# [Aim]
Your task is to locate every line holding the string "components" and to copy each of them.

# [Material provided]
--

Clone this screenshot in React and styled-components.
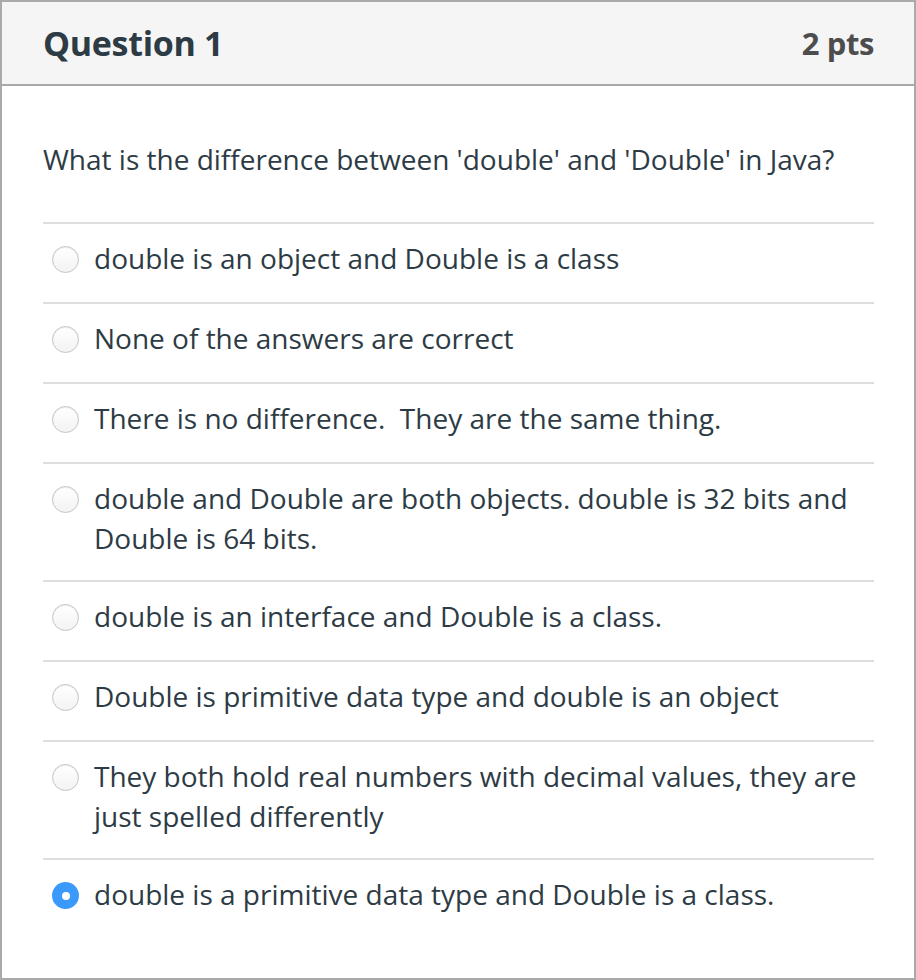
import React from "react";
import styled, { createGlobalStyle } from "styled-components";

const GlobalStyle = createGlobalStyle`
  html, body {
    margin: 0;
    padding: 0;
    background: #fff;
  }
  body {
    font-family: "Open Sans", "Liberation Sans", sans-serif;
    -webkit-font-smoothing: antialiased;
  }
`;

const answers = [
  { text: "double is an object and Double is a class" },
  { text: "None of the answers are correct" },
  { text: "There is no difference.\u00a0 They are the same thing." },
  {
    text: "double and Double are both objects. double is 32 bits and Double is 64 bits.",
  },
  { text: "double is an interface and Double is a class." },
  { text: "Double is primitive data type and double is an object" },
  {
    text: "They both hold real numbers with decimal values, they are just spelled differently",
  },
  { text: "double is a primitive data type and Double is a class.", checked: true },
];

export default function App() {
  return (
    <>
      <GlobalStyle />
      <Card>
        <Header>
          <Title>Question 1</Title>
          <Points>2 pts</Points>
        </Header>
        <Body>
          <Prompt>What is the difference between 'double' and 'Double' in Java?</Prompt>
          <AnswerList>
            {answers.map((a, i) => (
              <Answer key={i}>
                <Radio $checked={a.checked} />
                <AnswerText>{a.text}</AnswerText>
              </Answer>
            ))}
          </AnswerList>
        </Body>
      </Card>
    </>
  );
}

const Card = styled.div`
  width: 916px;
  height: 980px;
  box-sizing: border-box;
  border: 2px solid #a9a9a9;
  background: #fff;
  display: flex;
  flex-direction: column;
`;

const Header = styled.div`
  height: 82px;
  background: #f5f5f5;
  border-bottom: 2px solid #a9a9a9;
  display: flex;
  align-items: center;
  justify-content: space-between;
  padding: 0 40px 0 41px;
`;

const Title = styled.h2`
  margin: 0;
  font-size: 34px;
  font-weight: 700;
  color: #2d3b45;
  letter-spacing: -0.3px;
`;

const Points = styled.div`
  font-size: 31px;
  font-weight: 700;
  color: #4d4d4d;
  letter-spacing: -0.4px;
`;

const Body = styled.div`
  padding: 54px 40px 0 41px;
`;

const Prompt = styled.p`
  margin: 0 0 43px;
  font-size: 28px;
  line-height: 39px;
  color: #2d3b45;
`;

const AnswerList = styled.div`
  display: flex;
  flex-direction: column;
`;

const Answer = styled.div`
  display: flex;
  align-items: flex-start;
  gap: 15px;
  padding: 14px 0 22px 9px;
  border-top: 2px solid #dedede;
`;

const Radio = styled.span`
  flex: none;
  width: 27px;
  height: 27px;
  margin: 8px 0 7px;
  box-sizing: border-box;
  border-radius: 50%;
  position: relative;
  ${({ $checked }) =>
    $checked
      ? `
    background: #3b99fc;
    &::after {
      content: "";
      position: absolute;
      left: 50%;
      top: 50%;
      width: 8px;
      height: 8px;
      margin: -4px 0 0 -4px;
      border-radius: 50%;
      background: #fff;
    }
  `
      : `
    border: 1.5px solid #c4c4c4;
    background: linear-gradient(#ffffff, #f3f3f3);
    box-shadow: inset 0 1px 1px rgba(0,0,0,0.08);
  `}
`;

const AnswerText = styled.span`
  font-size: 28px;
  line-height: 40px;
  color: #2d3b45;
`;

--

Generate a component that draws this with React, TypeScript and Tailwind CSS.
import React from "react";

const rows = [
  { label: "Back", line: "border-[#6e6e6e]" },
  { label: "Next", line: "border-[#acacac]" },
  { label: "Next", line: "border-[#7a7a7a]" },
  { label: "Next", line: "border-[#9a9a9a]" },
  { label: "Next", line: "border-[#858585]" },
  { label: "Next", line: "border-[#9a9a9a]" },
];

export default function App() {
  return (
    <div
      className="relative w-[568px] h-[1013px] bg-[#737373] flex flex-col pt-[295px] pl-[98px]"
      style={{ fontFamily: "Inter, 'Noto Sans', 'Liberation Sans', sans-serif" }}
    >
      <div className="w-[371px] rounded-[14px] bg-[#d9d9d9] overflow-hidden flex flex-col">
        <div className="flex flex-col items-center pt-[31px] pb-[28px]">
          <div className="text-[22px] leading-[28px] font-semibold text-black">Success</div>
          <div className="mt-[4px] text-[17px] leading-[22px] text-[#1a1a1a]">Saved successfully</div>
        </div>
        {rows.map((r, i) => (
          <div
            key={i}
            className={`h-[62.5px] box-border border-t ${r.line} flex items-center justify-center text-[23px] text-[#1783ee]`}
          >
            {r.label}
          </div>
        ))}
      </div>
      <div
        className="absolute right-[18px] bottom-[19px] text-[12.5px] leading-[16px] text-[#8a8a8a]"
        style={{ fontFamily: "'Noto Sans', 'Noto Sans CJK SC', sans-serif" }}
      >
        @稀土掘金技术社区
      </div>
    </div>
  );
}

--

# [Answer to the problem]
Clone this screenshot in React and styled-components.
import styled, { createGlobalStyle } from "styled-components";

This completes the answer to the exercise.